There are two observations O:={p,q} and two actions A:={a,b}. Seeing observation p incurs a loss of 0 and seeing observation q incurs a loss of 1. Taking action a incurs a loss of 0 and taking action b incurs a loss of 0.1. These losses add up straightforwardly. For the maximal ignorance hypothesis ⊤, π∗:=“always take action a” is the only robustly optimal policy. However, π′:=“take action a unless you observed p, in which case take action b” is also optimal (for γ sufficiently large). Worse, π′ is robustly optimal for some refinements of ⊤: maybe taking action b causes you to get observation p instead of q.
Instead of ⊤, we can consider the law Λ which postulates that the environment is oblivious (i.e. the disjunction over the laws generated by all sequences in Oω). Now π∗ is the sole robust policy of any refinement of Λ! However, to express this Λ as an ultra-POMDP we need to introduce the notion of “Murphy observations” (i.e.
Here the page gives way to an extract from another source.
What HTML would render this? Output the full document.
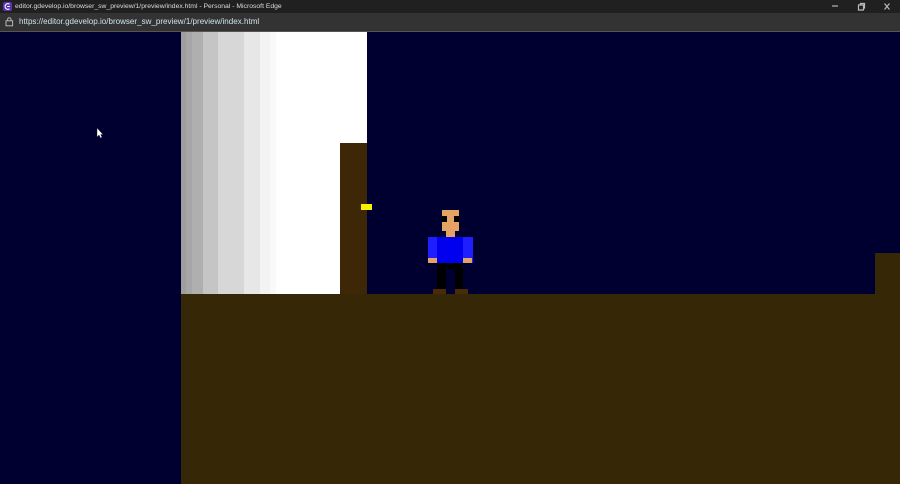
<!DOCTYPE html>
<html lang="en">
<head>
<meta charset="utf-8">
<title>Preview</title>
<style>
html,body{margin:0;padding:0;width:900px;height:484px;overflow:hidden;background:#000030;font-family:"Liberation Sans",sans-serif}
div{position:absolute}
.t{white-space:nowrap;line-height:12px}
</style>
</head>
<body>
<div style="left:0;top:0;width:900px;height:484px;background:#000030;overflow:hidden">

<!-- Title bar -->
<div style="left:0;top:0;width:900px;height:13px;background:#202020"></div>
<div style="left:3px;top:2px;width:9px;height:9px;background:#5a32b4;border-radius:2px"></div>
<svg style="position:absolute;left:3px;top:2px" width="9" height="9" viewBox="0 0 9 9"><path d="M6.5 2.2A2.8 2.8 0 1 0 6.5 6.8M6.8 4.5H4.2" fill="none" stroke="#fff" stroke-width="1.1"/></svg>
<div class="t" style="left:15px;top:1px;color:#dcdcdc;font-size:6.8px">editor.gdevelop.io/browser_sw_preview/1/preview/index.html - Personal - Microsoft Edge</div>
<svg style="position:absolute;left:830px;top:1px" width="66" height="11" viewBox="0 0 66 11" fill="none" stroke="#b8b8b8" stroke-width="1.2">
<path d="M2 5H8"/>
<path d="M28.5 4H33.5V9H28.5ZM30.5 4V2.5H34.5V7H33.5"/>
<path d="M54.5 2.5L59.5 8.5M59.5 2.5L54.5 8.5"/>
</svg>

<!-- Address bar -->
<div style="left:0;top:13px;width:900px;height:18px;background:#333333"></div>
<div style="left:0;top:31px;width:900px;height:1px;background:#555"></div>
<svg style="position:absolute;left:5px;top:17px" width="9" height="10" viewBox="0 0 9 10" fill="none" stroke="#b5b5b5"><rect x="1" y="3.8" width="6.6" height="5"/><path d="M2.6 3.8V2.4A1.7 1.7 0 0 1 6 2.4V3.8"/></svg>
<div class="t" style="left:19px;top:16px;color:#cfe3ee;font-size:8.05px">https://editor.gdevelop.io/browser_sw_preview/1/preview/index.html</div>

<!-- Wall gradient -->
<div style="left:181px;top:32px;width:186px;height:262px;background:#fff"></div>
<div style="left:181px;top:32px;width:5px;height:262px;background:#9e9e9e"></div>
<div style="left:186px;top:32px;width:6px;height:262px;background:#a6a6a6"></div>
<div style="left:192px;top:32px;width:11px;height:262px;background:#afafaf"></div>
<div style="left:203px;top:32px;width:15px;height:262px;background:#c5c5c5"></div>
<div style="left:218px;top:32px;width:26px;height:262px;background:#d7d7d7"></div>
<div style="left:244px;top:32px;width:16px;height:262px;background:#e7e7e7"></div>
<div style="left:260px;top:32px;width:10px;height:262px;background:#f3f3f3"></div>
<div style="left:270px;top:32px;width:6px;height:262px;background:#f9f9f9"></div>

<!-- Ground and platforms -->
<div style="left:181px;top:294px;width:719px;height:190px;background:#362706"></div>
<div style="left:340px;top:143px;width:27px;height:151px;background:#3d2706"></div>
<div style="left:875px;top:253px;width:25px;height:41px;background:#362706"></div>
<div style="left:361px;top:204px;width:11px;height:6px;background:#f4f000"></div>

<!-- Character -->
<div style="left:442px;top:210px;width:17px;height:21px;background:#e5a265"></div>
<div style="left:442px;top:216px;width:5px;height:6px;background:#000"></div>
<div style="left:454px;top:216px;width:5px;height:6px;background:#000"></div>
<div style="left:446px;top:231px;width:9px;height:6px;background:#e5a265"></div>
<div style="left:428px;top:237px;width:45px;height:26px;background:#1e1eff"></div>
<div style="left:437px;top:237px;width:26px;height:26px;background:#0000ee"></div>
<div style="left:428px;top:258px;width:9px;height:5px;background:#e5a265"></div>
<div style="left:463px;top:258px;width:9px;height:5px;background:#e5a265"></div>
<div style="left:437px;top:263px;width:26px;height:6px;background:#000"></div>
<div style="left:437px;top:269px;width:9px;height:20px;background:#000"></div>
<div style="left:455px;top:269px;width:8px;height:20px;background:#000"></div>
<div style="left:433px;top:289px;width:13px;height:5px;background:#4a2a08"></div>
<div style="left:455px;top:289px;width:13px;height:5px;background:#4a2a08"></div>

<!-- Cursor -->
<svg style="position:absolute;left:96px;top:127px" width="8" height="12" viewBox="0 0 8 12"><path d="M1 1V10L3 8L4.5 11L6 10.3L4.6 7.5H7Z" fill="#fff" stroke="#222" stroke-width=".4"/></svg>
</div>
</body>
</html>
Murphy doesn’t see the state directly, just like the agent). I’m not sure about the consistency of robustness desideratum in this case.
Intuitively, I’m guessing it is consistent if we allow randomization that is dogmatically unobservable by Murphy but not otherwise. However, allowing such randomization destroys the ability to capture Newcombian scenarios (or maybe it still allows some types of Newcombian scenarios by some more complicated mechanism). One possible interpretation is: Maybe sufficiently advanced agents are supposed to be superrational even in population games. If so, we cannot (and should not) require them to avoid dominated strategies.
More generally, a tentative takeaway is: Maybe the IB agent has to sometimes touch the hot stove, because there is no such thing as “I learned that the hot stove always burns my hand”. For a sufficiently rich prior, it is always possible there is some way in which touching the stove beneficially affects your environment (either causally or acausally) so you need to keep exploring. Unless you already have a perfect model of your environment: but in this case you won’t touch the stove when pleasantly surprised, because there are no surprises!